This session combines historical, sociological, ethnographic, and theological methodologies to analyze the complex and intersecting issues of abortion, reproductive rights, and motherhood in the lives of Christians. The papers set the contemporary moment – after the fall of Roe v. Wade protections of reproductive rights – in political and social context. This panel explores the way that Christian feminists draw upon their faith as a resource for political thinking and how this results in a spectrum of political opinions on reproductive access. This complicates our understanding of the perceived binary of “pro-choice” and “pro-life” viewpoints. Similarly, this disrupts our ideas of the way that Christianity and feminism interact. Spanning the traditions of evangelicalism, mainline Protestantism, and Catholicism, the subjects in these studies grapple with the meaning of pregnancy and parenthood in light of their Christian faith.
Between the coalescence of the Religious Right in 1980 following Roe v. Wade in 1973, and Dobbs v. Jackson in 2022, many progressive evangelicals held a symbolically “pro-life” stand while voting for Democratic candidates. The Roe decision served as a protection against major changes in abortion rights, allowing progressive evangelicals and post-evangelicals to emphasize the need for a “holistically” pro-life position that cared for people including the poor, immigrants, single parents, and children, without interfering with women’s right to choose. However, after the fall of Roe, progressive evangelical and post-evangelical feminists express explicitly pro-choice politics. By examining evangelical women’s public writing and a set of ethnographic interviews I conducted in 2022, I demonstrate the existence of pro-choice politics and moral ambivalence about abortion amongst post-evangelical feminists in the age of Dobbs.

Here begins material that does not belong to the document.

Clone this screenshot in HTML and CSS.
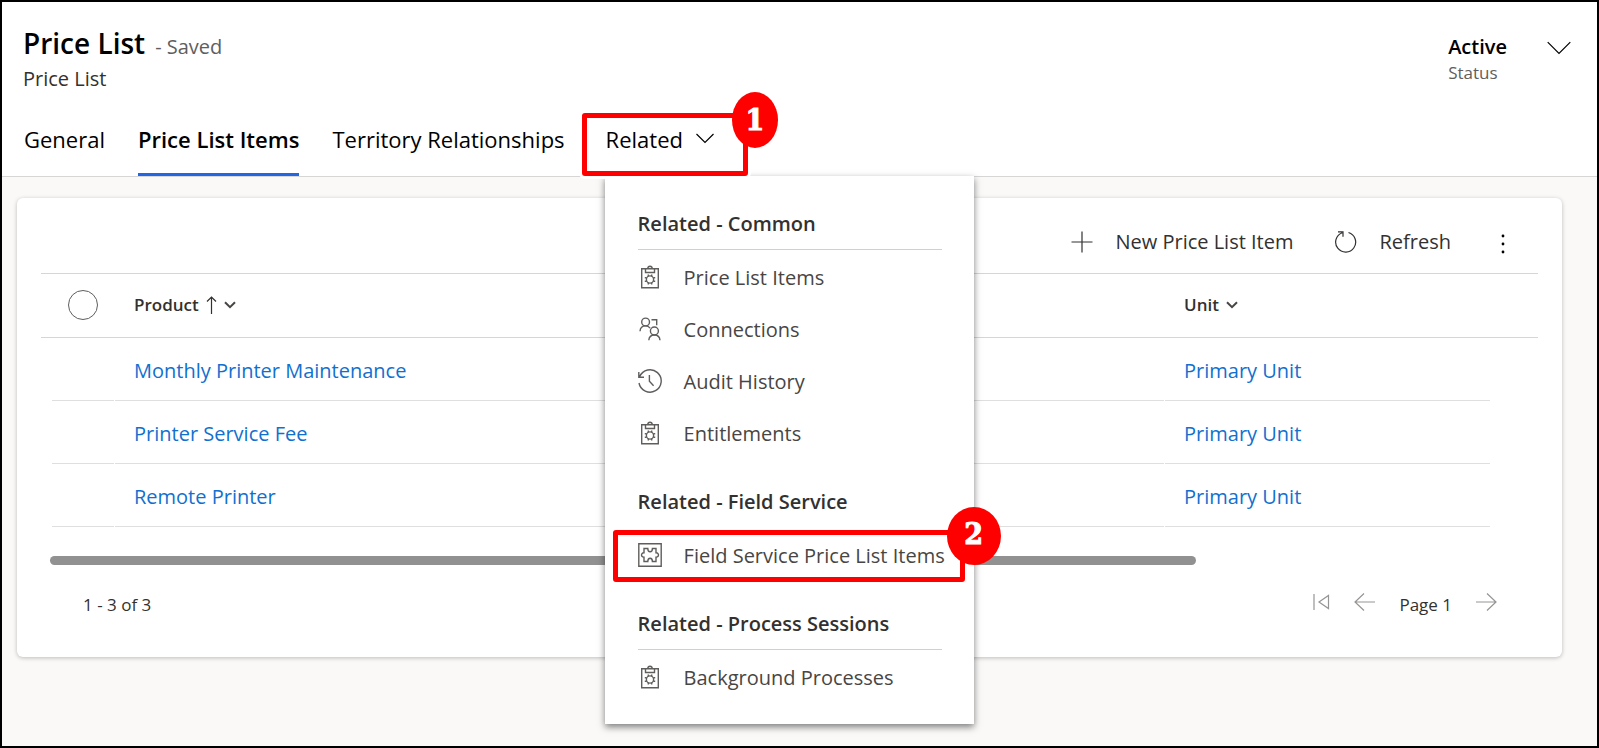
FILE: index.html
```html
<!DOCTYPE html>
<html lang="en">
<head>
<meta charset="utf-8">
<title>Price List</title>
<link rel="stylesheet" href="styles.css">
</head>
<body>
<svg class="sprite" aria-hidden="true">
  <symbol id="clipboard" viewBox="0 0 24 24">
    <path d="M3.700 3.700h16.600v19H3.700z M7.500 3.700v3.800h9V3.700M7.500 3.700h2.200c.3-3.200 4.300-3.200 4.600 0"/>
    <circle cx="12" cy="14.500" r="3.600"/>
    <path d="M10.300 11.300V9.400M13.700 11.300V9.400M10.300 17.700v1.900M13.700 17.700v1.900M8.700 12.800H6.800M8.700 16.200H6.800M15.300 12.800h1.900M15.300 16.200h1.900"/>
  </symbol>
  <symbol id="connections" viewBox="0 0 24 24">
    <circle cx="7.600" cy="5" r="3.900"/>
    <path d="M2 14.200c.3-3.400 2.600-5.300 5.600-5.300 2 0 3.500.8 4.500 2.300M13.500 2.800h5.200v5.400"/>
    <circle cx="16.400" cy="14" r="4"/>
    <path d="M10.800 23.300c.3-3.400 2.600-5.300 5.600-5.300s5.300 1.900 5.600 5.300"/>
  </symbol>
  <symbol id="history" viewBox="0 0 24 24">
    <path d="M1.700 7.600A11.200 11.200 0 1 1 1 14M.8 3v5.200H6M11.400 6v6.300l4.200 4.400"/>
  </symbol>
  <symbol id="puzzle" viewBox="0 0 24 24">
    <path d="M.8.800h22.400v22.400H.8z"/>
    <path d="M6 5.500h3.800c0 4.300 4.600 4.300 4.600 0H18v4.300c3.300-.3 3.300 4.700 0 4.400v4.300h-3.600c0-4.300-4.600-4.300-4.600 0H6v-4.300c-3.300.3-3.300-4.700 0-4.400z"/>
  </symbol>
</svg>
<main class="page">
  <header class="header">
    <div class="summary">
      <div>
        <div class="title-line"><h1 class="title">Price List</h1><span class="saved">- Saved</span></div>
        <p class="entity">Price List</p>
      </div>
      <div class="status">
        <div>
          <div class="status-value">Active</div>
          <div class="status-label">Status</div>
        </div>
        <button class="bare expand" aria-label="More header fields">
          <svg class="line" width="24" height="14" viewBox="0 0 24 14"><path d="M.7 1.200 12 12.500 23.300 1.200"/></svg>
        </button>
      </div>
    </div>
    <nav class="tabs">
      <button class="tab">General</button>
      <button class="tab tab-active">Price List Items</button>
      <button class="tab">Territory Relationships</button>
      <div class="related">
        <button class="tab" aria-expanded="true">Related
          <svg class="line" width="18" height="11" viewBox="0 0 18 11"><path d="M.5 1 9 9.500 17.500 1"/></svg>
        </button>
        <div class="callout callout-tab"><span class="badge">1</span></div>
        <div class="menu">
          <section class="group">
            <h2 class="group-title">Related - Common</h2>
            <a class="item" href="#"><svg class="icon"><use href="#clipboard"/></svg>Price List Items</a>
            <a class="item" href="#"><svg class="icon"><use href="#connections"/></svg>Connections</a>
            <a class="item" href="#"><svg class="icon"><use href="#history"/></svg>Audit History</a>
            <a class="item" href="#"><svg class="icon"><use href="#clipboard"/></svg>Entitlements</a>
          </section>
          <section class="group">
            <h2 class="group-title">Related - Field Service</h2>
            <div class="marked">
              <a class="item" href="#"><svg class="icon"><use href="#puzzle"/></svg>Field Service Price List Items</a>
              <div class="callout callout-item"><span class="badge badge-wide">2</span></div>
            </div>
          </section>
          <section class="group">
            <h2 class="group-title">Related - Process Sessions</h2>
            <a class="item" href="#"><svg class="icon"><use href="#clipboard"/></svg>Background Processes</a>
          </section>
        </div>
      </div>
    </nav>
  </header>

  <section class="card">
    <div class="toolbar">
      <button class="bare command">
        <svg class="line" width="22" height="22" viewBox="0 0 22 22"><path d="M11 .5v21M.5 11h21"/></svg>New Price List Item
      </button>
      <button class="bare command">
        <svg class="line" width="22" height="22" viewBox="0 0 22 22"><path d="M13.500 1.500A10 10 0 1 1 7.200 1.700M3 .800h5v5"/></svg>Refresh
      </button>
      <button class="bare more" aria-label="More commands">
        <svg width="4" height="20" viewBox="0 0 4 20"><circle cx="2" cy="2" r="1.400"/><circle cx="2" cy="10" r="1.400"/><circle cx="2" cy="18" r="1.400"/></svg>
      </button>
    </div>
    <table class="grid">
      <colgroup><col class="col-check"><col><col class="col-unit"></colgroup>
      <thead>
        <tr>
          <th><input class="check" type="checkbox" aria-label="Select all rows"></th>
          <th><button class="bare sort">Product
            <svg class="line" width="11" height="18" viewBox="0 0 11 18"><path d="M5.500 18V1M1 5.500 5.500 1 10 5.500"/></svg>
            <svg class="caret" width="12" height="8" viewBox="0 0 12 8"><path d="M1 1.200 6 6.200 11 1.200"/></svg></button></th>
          <th><button class="bare sort">Unit
            <svg class="caret" width="12" height="8" viewBox="0 0 12 8"><path d="M1 1.200 6 6.200 11 1.200"/></svg></button></th>
        </tr>
      </thead>
      <tbody>
        <tr><td><div class="cell"></div></td><td><div class="cell"><a href="#">Monthly Printer Maintenance</a></div></td><td><div class="cell"><a href="#">Primary Unit</a></div></td></tr>
        <tr><td><div class="cell"></div></td><td><div class="cell"><a href="#">Printer Service Fee</a></div></td><td><div class="cell"><a href="#">Primary Unit</a></div></td></tr>
        <tr><td><div class="cell"></div></td><td><div class="cell"><a href="#">Remote Printer</a></div></td><td><div class="cell"><a href="#">Primary Unit</a></div></td></tr>
      </tbody>
    </table>
    <div class="scroll"><div class="thumb"></div></div>
    <footer class="footer">
      <span>1 - 3 of 3</span>
      <div class="pager">
        <button class="bare" aria-label="First page"><svg class="line" width="17" height="18" viewBox="0 0 17 18"><path d="M1 1v16M15.500 2.500v13L6 9z"/></svg></button>
        <button class="bare" aria-label="Previous page"><svg class="line" width="21" height="18" viewBox="0 0 21 18"><path d="M21 9H1M10 .5 1 9l9 8.500"/></svg></button>
        <span class="page-number">Page 1</span>
        <button class="bare" aria-label="Next page"><svg class="line" width="21" height="18" viewBox="0 0 21 18"><path d="M0 9h20M11 .5 20 9l-9 8.500"/></svg></button>
      </div>
    </footer>
  </section>
</main>
</body>
</html>
```
FILE: styles.css
```css
* { box-sizing: border-box; }

body {
  margin: 0;
  font-family: "Open Sans", "Noto Sans", sans-serif;
  font-size: 20px;
  line-height: 28px;
  color: #323130;
}

h1, h2, p { margin: 0; }

svg { display: block; flex: none; }

.sprite { position: absolute; width: 0; height: 0; }

.line { fill: none; stroke: currentColor; stroke-width: 1.2; }

.bare {
  display: flex;
  align-items: center;
  padding: 0;
  border: 0;
  background: none;
  color: inherit;
  font: inherit;
}

.page {
  min-height: 100vh;
  border: 2px solid #000;
  background: #faf9f8;
}

/* Header */
.header {
  padding: 21px 26px 0 21px;
  border-bottom: 1px solid #d6d6d6;
  background: #fff;
}

.summary { display: flex; justify-content: space-between; }

.title-line { display: flex; align-items: baseline; gap: 10px; }

.title { font-size: 28px; line-height: 40px; font-weight: 600; color: #000; }

.saved { color: #605e5c; }

.entity { margin-top: 2px; font-weight: 500; }

.status { display: flex; align-items: flex-start; gap: 40px; padding-top: 11px; }

.status-value { font-weight: 600; line-height: 26px; color: #000; }

.status-label { font-size: 17px; line-height: 26px; color: #605e5c; }

.expand { padding-top: 7px; color: #000; }

.tabs { display: flex; gap: 33px; padding: 15px 0 0 1px; }

.tab {
  display: flex;
  align-items: center;
  gap: 13px;
  height: 68px;
  padding: 0 0 4px;
  border: 0;
  border-bottom: 3px solid transparent;
  background: none;
  color: #000;
  font: inherit;
  font-size: 22px;
}

.tab-active { border-bottom-color: #2266e3; font-weight: 600; }

.related { position: relative; margin-left: 8px; }

/* Related menu */
.menu {
  position: absolute;
  top: 100%;
  left: -1px;
  z-index: 1;
  width: 369px;
  padding: 28px 32px 20px 33px;
  background: #fff;
  box-shadow: 0 3px 7px rgba(0, 0, 0, 0.5);
}

.group + .group { padding-top: 22px; }

.group-title {
  padding: 6px 0 11px;
  margin-bottom: 2px;
  border-bottom: 1px solid #d2d0ce;
  font-size: 20px;
  line-height: 28px;
  font-weight: 600;
}

.item {
  display: flex;
  align-items: center;
  gap: 22px;
  height: 52px;
  color: #484644;
  text-decoration: none;
  white-space: nowrap;
}

.icon {
  width: 24px;
  height: 24px;
  margin-bottom: 2px;
  fill: none;
  stroke: #605e5c;
  stroke-width: 1.4;
}

.marked { position: relative; }

/* Numbered callouts */
.callout {
  position: absolute;
  z-index: 2;
  border: 5px solid #f00;
  border-radius: 3px;
  box-shadow: 0 0 0 3px #fff;
  pointer-events: none;
}

.callout-tab { inset: 5px -34px 0 -24px; }

.callout-item { inset: 0 -23px 0 -25px; }

.badge {
  position: absolute;
  top: -26px;
  right: -35px;
  display: grid;
  place-items: center;
  width: 46px;
  height: 56px;
  border-radius: 50%;
  background: #f00;
  color: #fff;
  font-family: "DejaVu Serif Condensed", "DejaVu Serif", serif;
  font-size: 30px;
  font-weight: 700;
  -webkit-text-stroke: 1px #fff;
}

.badge-wide { top: -28px; right: -41px; width: 54px; height: 58px; padding-bottom: 4px; }

/* Grid card */
.card {
  margin: 21px 35px 0 15px;
  padding: 13px 24px 38px;
  border-radius: 6px;
  background: #fff;
  box-shadow: 0 1px 4px rgba(0, 0, 0, 0.25);
}

.toolbar {
  display: flex;
  justify-content: flex-end;
  align-items: center;
  gap: 42px;
  height: 62px;
  padding-right: 33px;
}

.command { gap: 22px; }

.more { margin-left: 8px; padding-top: 4px; }

.grid {
  width: 100%;
  border-top: 1px solid #d6d6d6;
  border-collapse: separate;
  border-spacing: 0;
  table-layout: fixed;
}

.col-check { width: 74px; }

.col-unit { width: 373px; }

th {
  height: 64px;
  padding: 0 0 2px 19px;
  border-bottom: 1px solid #d6d6d6;
  text-align: left;
  font-size: 17px;
  font-weight: 600;
}

th:first-child { padding-left: 27px; }

td { padding: 0; }

td:first-child { padding-left: 11px; }

td:last-child { padding-right: 47px; }

.cell {
  display: flex;
  align-items: center;
  height: 63px;
  margin-right: 1px;
  padding: 4px 0 0 19px;
  border-bottom: 1px solid #e1dfdd;
}

.cell a { color: #1170cf; text-decoration: none; }

.check {
  display: block;
  width: 30px;
  height: 30px;
  margin: 0;
  appearance: none;
  border: 1px solid #605e5c;
  border-radius: 50%;
}

.sort { gap: 7px; }

.caret { fill: none; stroke: #484644; stroke-width: 2; }

.scroll { padding: 29px 0 0 9px; }

.thumb { width: 77%; height: 9px; border-radius: 5px; background: #919191; }

.footer {
  display: flex;
  justify-content: space-between;
  align-items: center;
  padding: 26px 41px 0 42px;
  font-size: 17px;
}

.pager { display: flex; align-items: center; gap: 24px; }

.pager .bare { margin-bottom: 6px; color: #979593; }
```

This paper is part of a larger project that complicates the narrative that Christianity and feminism are antithetical to one another. I argue that this perception exists because white feminism and white Christianity are seen as the default forms of each in the United States. In this project, I interview Christian women about their perceptions of womanhood and feminism. One of the emergent themes from this study was the issue of abortion access. Some women who identify as Christian feminists view access to reproductive care, including abortion, as an essential right. Other Christian feminists view abortion as a “tool of the patriarchy” and eschew the mainstream feminist position on reproductive rights. Others still fall in a murky “grey” area on their position on abortion. In all cases, they highlighted structural inequality and lack of access to resources and medical care as a central barrier for women in need of abortions.
This project centers the analysis of works by Christian scholars, theologians, and religious leaders as well as narrative testimony from Christian laypeople to illustrate how a subsect of pro-choice Christians create and further theologies of abortion as responsible Christian motherhood. While the arguments of the Christians featured in this project differ semantically and sometimes even politically, their underlying, unified theme of abortion as a faithful act of responsible motherhood illustrates the capaciousness of what motherhood means for some pro-choice Christians and restores the maternal agency that pro-choice Christians perceive as the Christian Right having taken away by foregrounding fetal personhood.